Ridwan Kamil Beraudiensi dan Serap Aspirasi Buruh

Reporter : Liputan Khusus

BANDUNG, Silatjabar.com,-  Gubernur Jawa Barat (Jabar) Ridwan Kamil menerima audiensi dan menampung aspirasi Serikat Pekerja dan Serikat Buruh tingkat Provinsi Jabar di Gedung Sate, Kota Bandung, Senin (9/11/20). 

Kang Emil sapaan Ridwan Kamil mengatakan, ada tiga poin penting yang disampaikan Serikat Pekerja dan Serikat Buruh. Salah satunya adalah UMK (Upah Minimum Kabupaten/Kota) yang akan ditetapkan pada Sabtu, 21 November 2020. 

“Ada tiga aspirasi. Pertama terkait UMSK (Upah Minimum Sektoral Kabupaten/Kota) terdahulu ada dinamika yang perlu diselesaikan. Kemudian, keberatan terhadap UMP (Upah Minimum Provinsi) yang tidak naik. Saya dengar aspirasi dan harapan agar UMK sesuai aspirasi,” kata Kang Emil. 

Kang Emil menyatakan, semua aspirasi yang disampaikan Serikat Pekerja dan Serikat Buruh akan dibahas bersama Dewan Pengupahan Jabar. Soal UMK, kata dia, merupakan kewenangan kabupaten/kota. 

“Semua yang poin-poin aspirasi ini akan kami bahas nanti. Terkait UMKS akan kita bahas. Monitoring UMK akan kita bahas nanti seadil-adilnya. Saya akan menyampaikan hasil final,” ucapnya. 

“Penetapan UMK adalah kewenangan pengajuan pertama dari bupati/wali kota. Saya monitor berbeda-beda sesuai dengan dinamika ekonomi dan kearifan lokal,” imbuhnya.

Dalam audiensi, Kang Emil memaparkan situasi ekonomi di Jabar. Menurut dia, situasi ekonomi di setiap daerah berbeda-beda. Hal tersebut menjadi salah satu faktor dalam penetapan UMP.

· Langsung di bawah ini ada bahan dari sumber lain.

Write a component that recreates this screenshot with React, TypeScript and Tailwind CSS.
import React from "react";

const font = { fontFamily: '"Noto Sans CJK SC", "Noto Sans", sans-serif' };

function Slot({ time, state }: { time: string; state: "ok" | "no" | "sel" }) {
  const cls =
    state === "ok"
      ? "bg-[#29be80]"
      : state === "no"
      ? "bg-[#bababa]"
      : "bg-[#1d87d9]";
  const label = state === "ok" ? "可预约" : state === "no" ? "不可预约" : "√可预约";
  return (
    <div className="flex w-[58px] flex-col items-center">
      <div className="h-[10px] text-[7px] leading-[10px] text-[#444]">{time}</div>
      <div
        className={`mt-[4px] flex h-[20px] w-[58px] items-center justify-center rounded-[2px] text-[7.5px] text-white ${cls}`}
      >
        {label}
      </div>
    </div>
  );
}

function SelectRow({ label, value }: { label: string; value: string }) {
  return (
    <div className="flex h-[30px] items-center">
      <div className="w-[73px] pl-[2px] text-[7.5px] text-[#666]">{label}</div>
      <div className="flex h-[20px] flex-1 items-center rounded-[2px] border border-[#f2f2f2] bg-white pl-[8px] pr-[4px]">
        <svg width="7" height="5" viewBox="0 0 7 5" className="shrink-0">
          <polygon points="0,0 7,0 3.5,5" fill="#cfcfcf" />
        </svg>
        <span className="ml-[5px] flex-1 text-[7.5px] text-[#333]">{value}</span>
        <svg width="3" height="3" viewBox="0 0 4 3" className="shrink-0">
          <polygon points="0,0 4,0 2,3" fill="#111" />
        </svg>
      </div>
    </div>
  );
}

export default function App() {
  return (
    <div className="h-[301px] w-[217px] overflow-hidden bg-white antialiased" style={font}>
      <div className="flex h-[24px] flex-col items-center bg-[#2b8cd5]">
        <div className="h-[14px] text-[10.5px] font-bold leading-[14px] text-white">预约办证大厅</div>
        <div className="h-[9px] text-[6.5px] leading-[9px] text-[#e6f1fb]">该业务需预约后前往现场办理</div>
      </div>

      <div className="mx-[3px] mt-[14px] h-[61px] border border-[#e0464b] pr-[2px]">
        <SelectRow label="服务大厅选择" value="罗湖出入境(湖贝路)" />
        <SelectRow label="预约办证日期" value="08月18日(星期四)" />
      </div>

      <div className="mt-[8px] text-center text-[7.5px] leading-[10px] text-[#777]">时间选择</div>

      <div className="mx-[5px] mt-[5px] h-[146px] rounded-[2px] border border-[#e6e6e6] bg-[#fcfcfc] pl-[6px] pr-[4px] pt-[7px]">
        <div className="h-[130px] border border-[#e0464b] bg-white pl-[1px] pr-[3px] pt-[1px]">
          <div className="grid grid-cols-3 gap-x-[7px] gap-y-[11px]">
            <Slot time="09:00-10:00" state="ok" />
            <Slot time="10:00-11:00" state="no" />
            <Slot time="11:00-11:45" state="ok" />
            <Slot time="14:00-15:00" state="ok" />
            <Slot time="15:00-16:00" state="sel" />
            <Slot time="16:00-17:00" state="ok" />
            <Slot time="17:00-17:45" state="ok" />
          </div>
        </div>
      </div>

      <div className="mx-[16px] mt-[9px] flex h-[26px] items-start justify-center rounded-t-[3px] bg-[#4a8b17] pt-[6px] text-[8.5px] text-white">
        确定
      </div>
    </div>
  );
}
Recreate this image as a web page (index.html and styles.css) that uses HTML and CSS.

Kang Emil mengatakan, saat ekonomi terpukul karena pandemi COVID-19, ekonomi Jabar terkontraksi lebih dalam dari rata-rata nasional. Hal itu salah satunya karena 60 persen industri manufaktur Indonesia berada di Jabar. 

“Situasi daerah tidak pernah sama. Jabar, teorinya, kalau jatuh akan sangat dalam dari pada nasional, tapi kalau kebangkitan dia juga paling tinggi dari nasional. Jadi, sifat ekonomi Jabar itu ada keunikan,” katanya. 

Baca Juga :  Pemkot Cimahi Gelar Workshop Penyusunan Kerangka Ekonomi Makro Daerah

“60 persen industri (manufaktur) ada di Jabar. Jadi dinamika pengupahan, PHK (Pemutusan Hubungan Kerja), dan sebagainya, yang paling parah adalah Jabar jika dibandingkan dengan provinsi lain,” tambahnya.